Et pour la fraude aux allocations familiales?

Il faut restituer la somme à la Sécurité sociale. L’individu en question serait le père de douze enfants, qu’il aurait eu de quatre femmes, chacune d’entre elles touchant une allocation parent isolé (API), selon Brice Hortefeux. Pour en être bénéficiaire, il faut être célibataire. En l’espèce, ce seraient les femmes qui seraient coupables de fraude à moins que ne soit prouvé un délit d’escroquerie.

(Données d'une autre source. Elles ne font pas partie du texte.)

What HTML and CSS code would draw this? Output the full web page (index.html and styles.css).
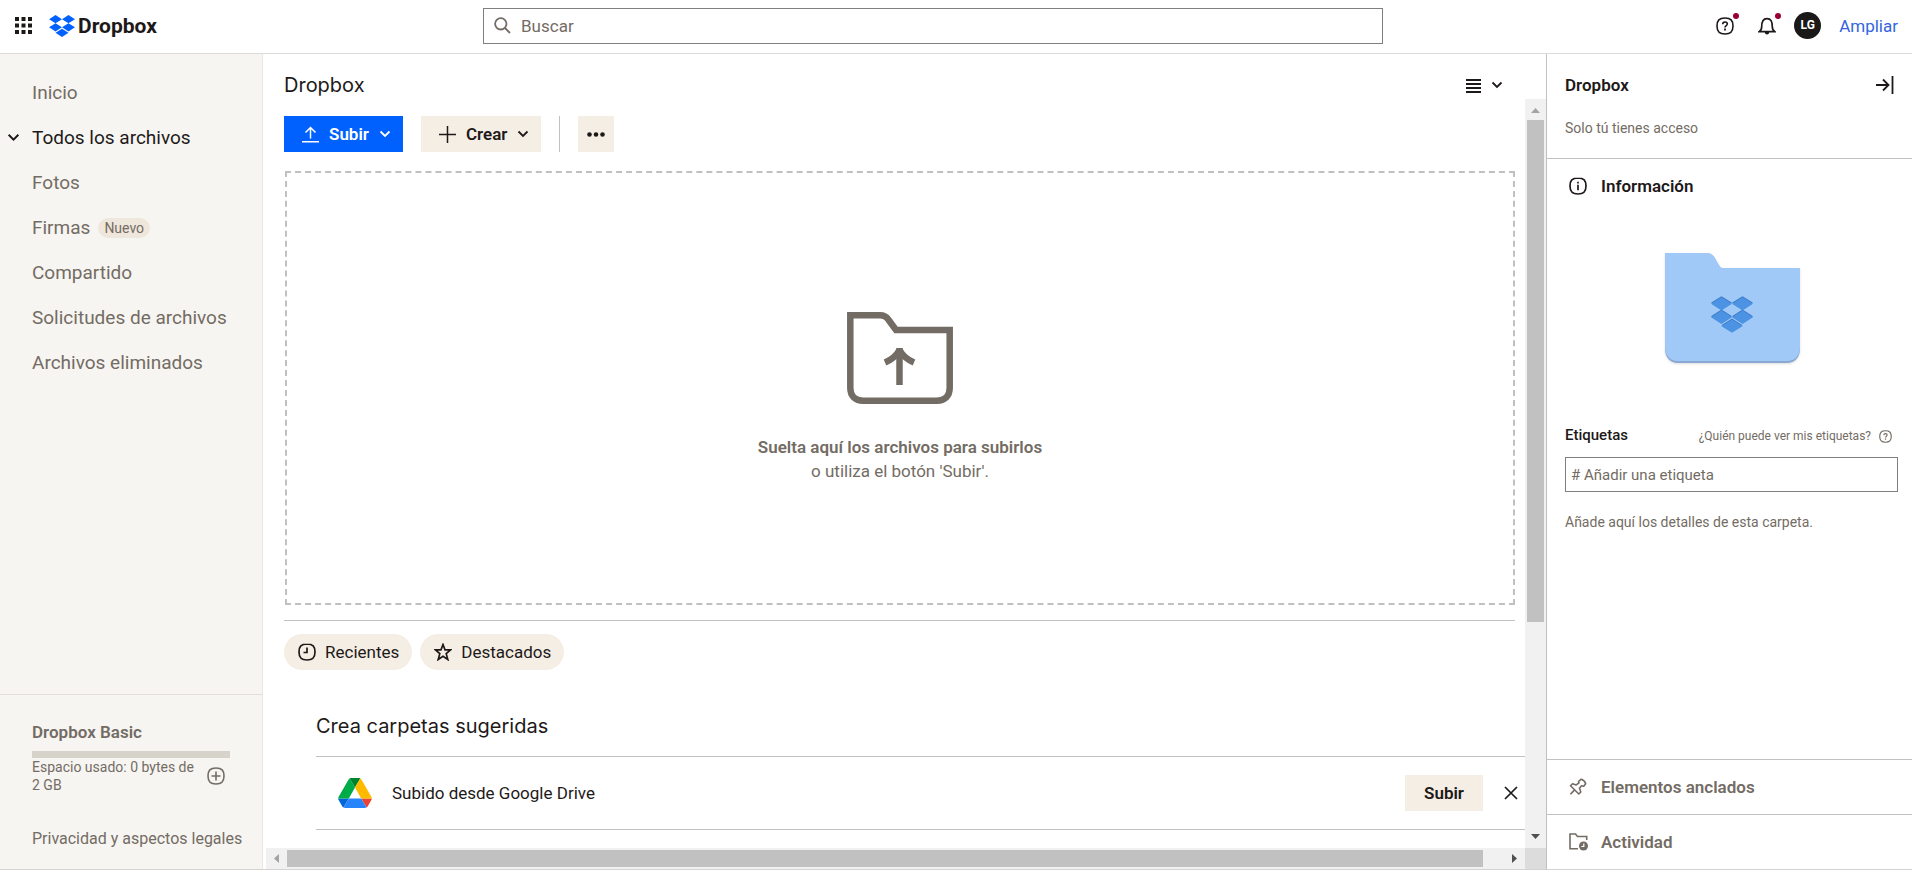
FILE: index.html
```html
<!DOCTYPE html>
<html lang="es">
<head>
<meta charset="utf-8">
<meta name="viewport" content="width=device-width, initial-scale=1">
<title>Dropbox</title>
<link rel="stylesheet" href="styles.css">
</head>
<body>
<svg class="defs" aria-hidden="true">
  <symbol id="chevron" viewBox="0 0 12 12"><path d="M1.500 3.500 6 8l4.500-4.500" fill="none" stroke="currentColor" stroke-width="1.800"/></symbol>
  <symbol id="dropbox" viewBox="0 1.800 24 20.400"><path fill="currentColor" d="M6 1.807 0 5.629l6 3.822 6-3.822zM18 1.807l-6 3.822 6 3.822 6-3.822zM0 13.274l6 3.822 6-3.822-6-3.822zM18 9.452l-6 3.822 6 3.822 6-3.822zM6 18.371l6 3.822 6-3.822-6-3.822z"/></symbol>
  <symbol id="help" viewBox="0 0 18 18"><path d="M9 1C3.200 1 1 3.200 1 9s2.200 8 8 8 8-2.200 8-8-2.200-8-8-8z" fill="none" stroke="currentColor" stroke-width="1.600"/><path d="M6.700 7.300C6.700 5.800 7.600 5 9 5s2.300.8 2.300 2c0 1.600-2.300 1.500-2.300 3.500" fill="none" stroke="currentColor" stroke-width="1.600"/><path d="M8.100 11.600h1.800v1.800H8.100z" fill="currentColor"/></symbol>
</svg>

<header class="topbar">
  <div class="brand">
    <button class="icon-btn" aria-label="Aplicaciones"><svg width="17" height="17" viewBox="0 0 17 17" fill="currentColor"><path d="M0 0h4v4H0zM6.500 0h4v4h-4zM13 0h4v4h-4zM0 6.500h4v4H0zM6.500 6.500h4v4h-4zM13 6.500h4v4h-4zM0 13h4v4H0zM6.500 13h4v4h-4zM13 13h4v4h-4z"/></svg></button>
    <a class="logo" href="#"><svg class="logo-mark" width="26" height="22"><use href="#dropbox"/></svg>Dropbox</a>
  </div>
  <label class="search">
    <svg width="17" height="17" viewBox="0 0 17 17" fill="none" stroke="currentColor" stroke-width="1.800"><circle cx="6.800" cy="6.800" r="5.700"/><path d="m11 11 5 5"/></svg>
    <input type="search" placeholder="Buscar" aria-label="Buscar">
  </label>
  <div class="account">
    <button class="icon-btn dotted" aria-label="Ayuda"><svg width="18" height="18"><use href="#help"/></svg></button>
    <button class="icon-btn dotted" aria-label="Notificaciones"><svg width="18" height="18" viewBox="0 0 18 18" fill="none" stroke="currentColor" stroke-width="1.700"><path d="M1.200 14.700h15.600c-1.800-1.200-2.500-2.700-2.500-5 0-5.500-1.500-8-5.300-8s-5.300 2.500-5.300 8c0 2.300-.7 3.800-2.500 5z"/><path d="M6.800 15h4.400c0 1.500-.7 2.500-2.200 2.500S6.800 16.500 6.800 15z" fill="currentColor" stroke="none"/></svg></button>
    <button class="avatar" aria-label="Cuenta">LG</button>
    <a class="upgrade" href="#">Ampliar</a>
  </div>
</header>

<div class="shell">
  <aside class="sidebar">
    <nav class="nav">
      <a href="#">Inicio</a>
      <a class="current" href="#"><svg class="nav-chevron" width="13" height="13"><use href="#chevron"/></svg>Todos los archivos</a>
      <a href="#">Fotos</a>
      <a href="#">Firmas <span class="badge">Nuevo</span></a>
      <a href="#">Compartido</a>
      <a href="#">Solicitudes de archivos</a>
      <a href="#">Archivos eliminados</a>
    </nav>
    <div class="plan">
      <strong class="plan-name">Dropbox Basic</strong>
      <div class="meter"></div>
      <div class="usage">
        <span>Espacio usado: 0 bytes de 2 GB</span>
        <button class="icon-btn" aria-label="Más espacio"><svg width="18" height="18" viewBox="0 0 18 18" fill="none" stroke="currentColor" stroke-width="1.600"><path d="M9 1C3.200 1 1 3.200 1 9s2.200 8 8 8 8-2.200 8-8-2.200-8-8-8zM9 4.500v9M4.500 9h9"/></svg></button>
      </div>
      <a class="legal" href="#">Privacidad y aspectos legales</a>
    </div>
  </aside>

  <main class="main">
    <div class="title-row">
      <h1>Dropbox</h1>
      <button class="view-btn" aria-label="Vista"><svg width="15" height="15" viewBox="0 0 15 15" stroke="currentColor" stroke-width="2"><path d="M0 2h15M0 6h15M0 10h15M0 14h15"/></svg><svg width="12" height="12"><use href="#chevron"/></svg></button>
    </div>
    <div class="scroller">
      <div class="content">
        <div class="toolbar">
          <button class="btn primary"><svg width="17" height="17" viewBox="0 0 17 17" fill="none" stroke="currentColor" stroke-width="1.500"><path d="M8.500 12.500V2M3.500 6.500l5-5 5 5M0 15.800h17"/></svg>Subir<svg width="12" height="12"><use href="#chevron"/></svg></button>
          <button class="btn"><svg width="17" height="17" viewBox="0 0 17 17" fill="none" stroke="currentColor" stroke-width="1.500"><path d="M8.500 0v17M0 8.500h17"/></svg>Crear<svg width="12" height="12"><use href="#chevron"/></svg></button>
          <span class="divider"></span>
          <button class="btn more" aria-label="Más"><svg width="18" height="5" viewBox="0 0 18 5" fill="currentColor"><circle cx="2.500" cy="2.500" r="2.300"/><circle cx="9" cy="2.500" r="2.300"/><circle cx="15.500" cy="2.500" r="2.300"/></svg></button>
        </div>
        <section class="dropzone">
          <svg width="106" height="92" viewBox="0 0 106 92" fill="none" stroke="currentColor" stroke-width="6.500"><path d="M3.300 3.300H33c4 0 6.500 1.500 8.500 4.500L49 18h53.700v58c0 8-5 12.700-12.700 12.700H16C8.300 88.700 3.300 84 3.300 76z"/><path d="M52.500 73V36"/><path d="M38 50.500c7-3 11.500-7 14.500-12.500 3 5.500 7.500 9.500 14.500 12.500" stroke-linejoin="bevel"/></svg>
          <p class="drop-text"><strong>Suelta aquí los archivos para subirlos</strong><br>o utiliza el botón 'Subir'.</p>
        </section>
        <div class="filters">
          <button class="pill"><svg width="18" height="18" viewBox="0 0 18 18" fill="none" stroke="currentColor" stroke-width="1.700"><path d="M9 1C3.200 1 1 3.200 1 9s2.200 8 8 8 8-2.200 8-8-2.200-8-8-8zM9 4.500v5H5.500"/></svg>Recientes</button>
          <button class="pill"><svg width="18" height="18" viewBox="0 0 18 18" fill="none" stroke="currentColor" stroke-width="1.700"><path d="m9 1.500 2 5.400h5.600l-4.400 3.700 1.600 5.900L9 13.200l-4.800 3.300 1.600-5.900L1.400 6.900H7z"/></svg>Destacados</button>
        </div>
        <section class="suggested">
          <h2>Crea carpetas sugeridas</h2>
          <div class="suggestion">
            <svg width="34" height="30" viewBox="0 0 87.300 78"><path fill="#0066da" d="m6.600 66.850 3.850 6.650c.8 1.400 1.950 2.500 3.300 3.300L27.500 53H0c0 1.550.4 3.100 1.200 4.500z"/><path fill="#00ac47" d="M43.650 25 29.900 1.200c-1.350.8-2.500 1.900-3.300 3.300l-25.400 44A9.060 9.060 0 0 0 0 53h27.500z"/><path fill="#ea4335" d="M73.550 76.800c1.350-.8 2.500-1.900 3.300-3.300l9.250-16c.8-1.400 1.200-2.950 1.200-4.500H59.800z"/><path fill="#00832d" d="M43.650 25 57.400 1.200C56.050.4 54.500 0 52.900 0H34.400c-1.600 0-3.150.45-4.500 1.200z"/><path fill="#2684fc" d="M59.800 53H27.500L13.750 76.800c1.350.8 2.900 1.200 4.500 1.200h50.800c1.600 0 3.150-.45 4.500-1.200z"/><path fill="#ffba00" d="m73.400 26.500-12.700-22c-.8-1.400-1.950-2.500-3.300-3.300L43.650 25 59.800 53h27.450c0-1.550-.4-3.100-1.200-4.500z"/></svg>
            <span class="suggestion-name">Subido desde Google Drive</span>
            <button class="btn">Subir</button>
            <button class="icon-btn close" aria-label="Descartar"><svg width="14" height="14" viewBox="0 0 14 14" stroke="currentColor" stroke-width="1.700"><path d="m1 1 12 12M13 1 1 13"/></svg></button>
          </div>
        </section>
      </div>
      <div class="track vertical">
        <svg class="arrow idle" viewBox="0 0 21 21"><path d="M6 14h9l-4.500-5z"/></svg>
        <div class="thumb"></div>
        <svg class="arrow" viewBox="0 0 21 21"><path d="M6 7h9l-4.500 5z"/></svg>
      </div>
      <div class="track horizontal">
        <svg class="arrow idle" viewBox="0 0 21 21"><path d="M13 6v9l-5-4.500z"/></svg>
        <div class="thumb"></div>
        <svg class="arrow" viewBox="0 0 21 21"><path d="M8 6v9l5-4.500z"/></svg>
      </div>
      <div class="corner"></div>
    </div>
  </main>

  <aside class="details">
    <header class="details-head">
      <div class="details-title"><h2>Dropbox</h2><button class="icon-btn" aria-label="Contraer panel"><svg width="18" height="18" viewBox="0 0 18 18" fill="none" stroke="currentColor" stroke-width="1.800"><path d="M0 9h12M7 3.500 12.500 9 7 14.500M16.500 0v18"/></svg></button></div>
      <p>Solo tú tienes acceso</p>
    </header>
    <section class="info">
      <h3><svg width="18" height="18" viewBox="0 0 18 18" fill="none" stroke="currentColor" stroke-width="1.700"><path d="M9 1C3.200 1 1 3.200 1 9s2.200 8 8 8 8-2.200 8-8-2.200-8-8-8z"/><path d="M9 7.800v5.400M9 4.800v1.700"/></svg>Información</h3>
      <svg class="folder" width="142" height="120" viewBox="0 0 142 120">
        <path d="M4 5h42c4 0 6 1.500 8 5l4 7c1.200 2 2 3 4 3h77v80c0 8-5 14-13 14H17c-8 0-13-6-13-14z" fill="#89a9d2"/>
        <path d="M4 4h42c4 0 6 1.500 8 5l4 7c1.200 2 2 3 4 3h77v79c0 8-5 14-13 14H17c-8 0-13-6-13-14z" fill="#a1c9f7"/>
        <svg class="mark-shade" x="50" y="47" width="42" height="36"><use href="#dropbox"/></svg>
        <svg class="mark" x="50" y="48" width="42" height="36"><use href="#dropbox"/></svg>
      </svg>
      <div class="tags-head"><label for="tag">Etiquetas</label><a href="#">¿Quién puede ver mis etiquetas?<svg width="13" height="13"><use href="#help"/></svg></a></div>
      <input class="tag-input" id="tag" type="text" placeholder="# Añadir una etiqueta">
      <p class="hint">Añade aquí los detalles de esta carpeta.</p>
    </section>
    <button class="fold"><svg width="19" height="18" viewBox="0 0 19 18" fill="none" stroke="currentColor" stroke-width="1.600" stroke-linejoin="round"><path d="m9.500 3.500 2.700-2.300c2.300.7 3.900 2.200 4.500 4.500l-2 2.500-2.200-.5-2 2.600 1.300 3.700-2 2L1.500 7.700l2-2 3.700 1.200 2.800-2zM5.600 11.900l-4.200 4.300"/></svg>Elementos anclados</button>
    <button class="fold"><svg width="19" height="18" viewBox="0 0 19 18" fill="none" stroke="currentColor" stroke-width="1.600"><path d="M9 15.800H1V1h5.500l2 2.500h9.200V7"/><circle cx="14.500" cy="13" r="4.500" fill="currentColor" stroke="none"/><path d="M14.800 10.500v3h-2.500" stroke="#fff" stroke-width="1.200"/></svg>Actividad</button>
  </aside>
</div>
</body>
</html>
```
FILE: styles.css
```css
:root {
  --ink: #1e1919;
  --muted: #736c64;
  --line: #c3c1be;
  --soft: #f5eee5;
}
* { box-sizing: border-box; margin: 0; padding: 0; }
body {
  height: 100vh;
  display: flex;
  flex-direction: column;
  padding-bottom: 5px;
  background: #fff;
  color: var(--ink);
  font: 17px/24px Roboto, "Liberation Sans", sans-serif;
  overflow: hidden;
}
button, input { font: inherit; color: inherit; border: 0; background: none; }
a { color: inherit; text-decoration: none; }
svg { flex: none; display: block; }
.defs { position: absolute; width: 0; height: 0; }
.icon-btn { display: flex; }

.topbar {
  flex: none;
  height: 54px;
  display: flex;
  align-items: center;
  padding: 0 14px 2px 0;
  border-bottom: 1px solid #dcdad8;
}
.brand { flex: 0 0 483px; display: flex; align-items: center; gap: 17px; padding-left: 15px; }
.logo { display: flex; align-items: center; gap: 3px; font-size: 21px; font-weight: 700; }
.logo-mark { color: #0061fe; }
.search {
  flex: 0 1 900px;
  height: 36px;
  display: flex;
  align-items: center;
  gap: 10px;
  padding: 0 10px;
  border: 1px solid #807f7d;
  color: var(--muted);
}
.search input { flex: 1; outline: 0; }
::placeholder { color: var(--muted); opacity: 1; }
.account { display: flex; align-items: center; gap: 18px; margin-left: auto; }
.dotted { position: relative; }
.dotted:first-child { margin-right: 6px; }
.dotted::after {
  content: "";
  position: absolute;
  top: -4px;
  right: -5px;
  width: 6px;
  height: 6px;
  border-radius: 50%;
  background: #9b0032;
}
.avatar {
  width: 27px;
  height: 27px;
  border-radius: 50%;
  background: #1a1918;
  color: #fff;
  font-size: 12px;
  font-weight: 700;
  line-height: 27px;
}
.upgrade { color: #3464e0; }

.shell { flex: 1; min-height: 0; display: flex; border-bottom: 1px solid #d5d3d1; }

.sidebar {
  flex: 0 0 263px;
  display: flex;
  flex-direction: column;
  justify-content: space-between;
  background: #f7f5f2;
  border-right: 1px solid #eae7e2;
  color: var(--muted);
}
.nav { display: flex; flex-direction: column; padding-top: 16px; font-size: 19px; }
.nav a { height: 45px; display: flex; align-items: center; gap: 8px; padding-left: 32px; position: relative; }
.nav .current { color: var(--ink); }
.nav-chevron { position: absolute; left: 7px; }
.badge { padding: 0 6px; border-radius: 10px; background: #f0e7dc; font-size: 14px; line-height: 20px; }
.plan { display: flex; flex-direction: column; padding: 25px 12px 18px 32px; border-top: 1px solid #e2dfda; }
.plan-name { font-size: 17px; font-weight: 600; }
.meter { height: 7px; margin: 7px 20px 0 0; background: #d8d3ca; }
.usage { display: flex; align-items: center; gap: 4px; margin-right: 25px; font-size: 14px; line-height: 18px; }
.usage span { flex: 1; }
.legal { margin-top: 33px; font-size: 16px; white-space: nowrap; }

.main { flex: 1; min-width: 0; display: flex; flex-direction: column; }
.title-row { display: flex; align-items: center; justify-content: space-between; height: 45px; padding: 17px 43px 0 21px; }
h1, .suggested h2 { font: 400 20px/28px Inter, sans-serif; }
.view-btn { display: flex; align-items: center; gap: 10px; }
.scroller { flex: 1; min-height: 0; display: grid; grid-template: minmax(0, 1fr) 21px / minmax(0, 1fr) 21px; }
.content { padding: 17px 10px 0 21px; overflow: hidden; }
.toolbar { display: flex; gap: 18px; }
.btn {
  height: 36px;
  display: flex;
  align-items: center;
  gap: 10px;
  padding: 0 12px 0 18px;
  background: var(--soft);
  font-weight: 600;
}
.btn.primary { background: #0061fe; color: #fff; }
.btn.more { padding: 0 9px; }
.divider { width: 1px; background: #c4c0ba; }
.dropzone {
  height: 434px;
  display: flex;
  flex-direction: column;
  align-items: center;
  justify-content: center;
  gap: 31px;
  margin: 19px 0 0 1px;
  padding-top: 19px;
  border: 2px dashed #c2c0be;
  color: var(--muted);
}
.drop-text { text-align: center; }
strong { font-weight: 600; }
.filters { display: flex; gap: 8px; margin-top: 15px; padding-top: 13px; border-top: 1px solid var(--line); }
.pill { height: 36px; display: flex; align-items: center; gap: 9px; padding: 0 13px 0 14px; border-radius: 18px; background: var(--soft); }
.suggested { margin: 42px -10px 0 32px; }
.suggestion {
  height: 74px;
  display: flex;
  align-items: center;
  margin-top: 16px;
  padding: 0 7px 0 22px;
  border: solid var(--line);
  border-width: 1px 0;
}
.suggestion-name { flex: 1; padding-left: 20px; }
.suggestion .btn { padding: 0 19px; }
.close { margin-left: 21px; }

.track { display: flex; align-items: stretch; background: #f1f1f1; }
.track .thumb { background: #c1c1c1; }
.arrow { width: 21px; height: 21px; fill: #505050; }
.arrow.idle { fill: #a3a3a3; }
.vertical { flex-direction: column; }
.vertical .thumb { height: 67%; margin: 0 2px auto; }
.horizontal { margin-left: 3px; }
.horizontal .thumb { width: 95%; margin: 2px auto 2px 0; }
.corner { background: #dcdcdc; }

.details { flex: 0 0 366px; display: flex; flex-direction: column; border-left: 1px solid var(--line); color: var(--muted); }
.details-head { padding: 19px 18px 18px; border-bottom: 1px solid var(--line); }
.details-title { display: flex; justify-content: space-between; align-items: center; color: var(--ink); }
.details h2, .details h3 { font-size: 17px; font-weight: 600; line-height: 24px; }
.details-head p { margin-top: 19px; font-size: 14px; }
.info { flex: 1; display: flex; flex-direction: column; padding: 15px 14px 0 18px; }
.info h3 { display: flex; align-items: center; gap: 14px; padding-left: 4px; color: var(--ink); }
.folder { align-self: center; margin: 51px 0 54px; filter: drop-shadow(0 1px 1px #0002); }
.mark { color: #4c93e4; }
.mark-shade { color: #3b78c4; }
.tags-head { display: flex; align-items: baseline; justify-content: space-between; padding-right: 6px; font-size: 15px; }
.tags-head label { color: var(--ink); font-weight: 500; }
.tags-head a { display: flex; align-items: center; gap: 8px; font-size: 12px; }
.tag-input { height: 35px; margin-top: 9px; padding: 0 5px; border: 1px solid #807f7d; font-size: 15px; }
.hint { margin-top: 18px; font-size: 14px; }
.fold { height: 55px; display: flex; align-items: center; gap: 13px; padding-left: 22px; border-top: 1px solid var(--line); font-weight: 600; }
```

Vers une évolution législative?

Peut-être. C’est Frédéric Lefebvre, le porte-parole de l’UMP, qui a ouvert le feu samedi, évoquant une évolution législative pour répondre «à ce type de comportement inacceptable». Eric Besson a lui aussi suggéré une «adaptation législative», qui pourrait avoir lieu lors du vote du projet de loi sur l’Immigration. Avant d'imaginer cette issue, il faut attendre les résultats de l'enquête, que celle-ci établisse ou non des infractions et qu'un jugement et une éventuelle condamnation soir prononcés. Si tous ces éléments sont réunis, «si la déchéance n'est pas possible en l'état actuel du droit, alors on pourraitr envisager une évolution de la loi, soit de l'article 25 soit du 27-2», confie un conseiller du ministère de l'Immigration à 20minutes. fr. En attendant, «il ne faut tirer aucune conclusion, en rester aux faits et prendre des gants».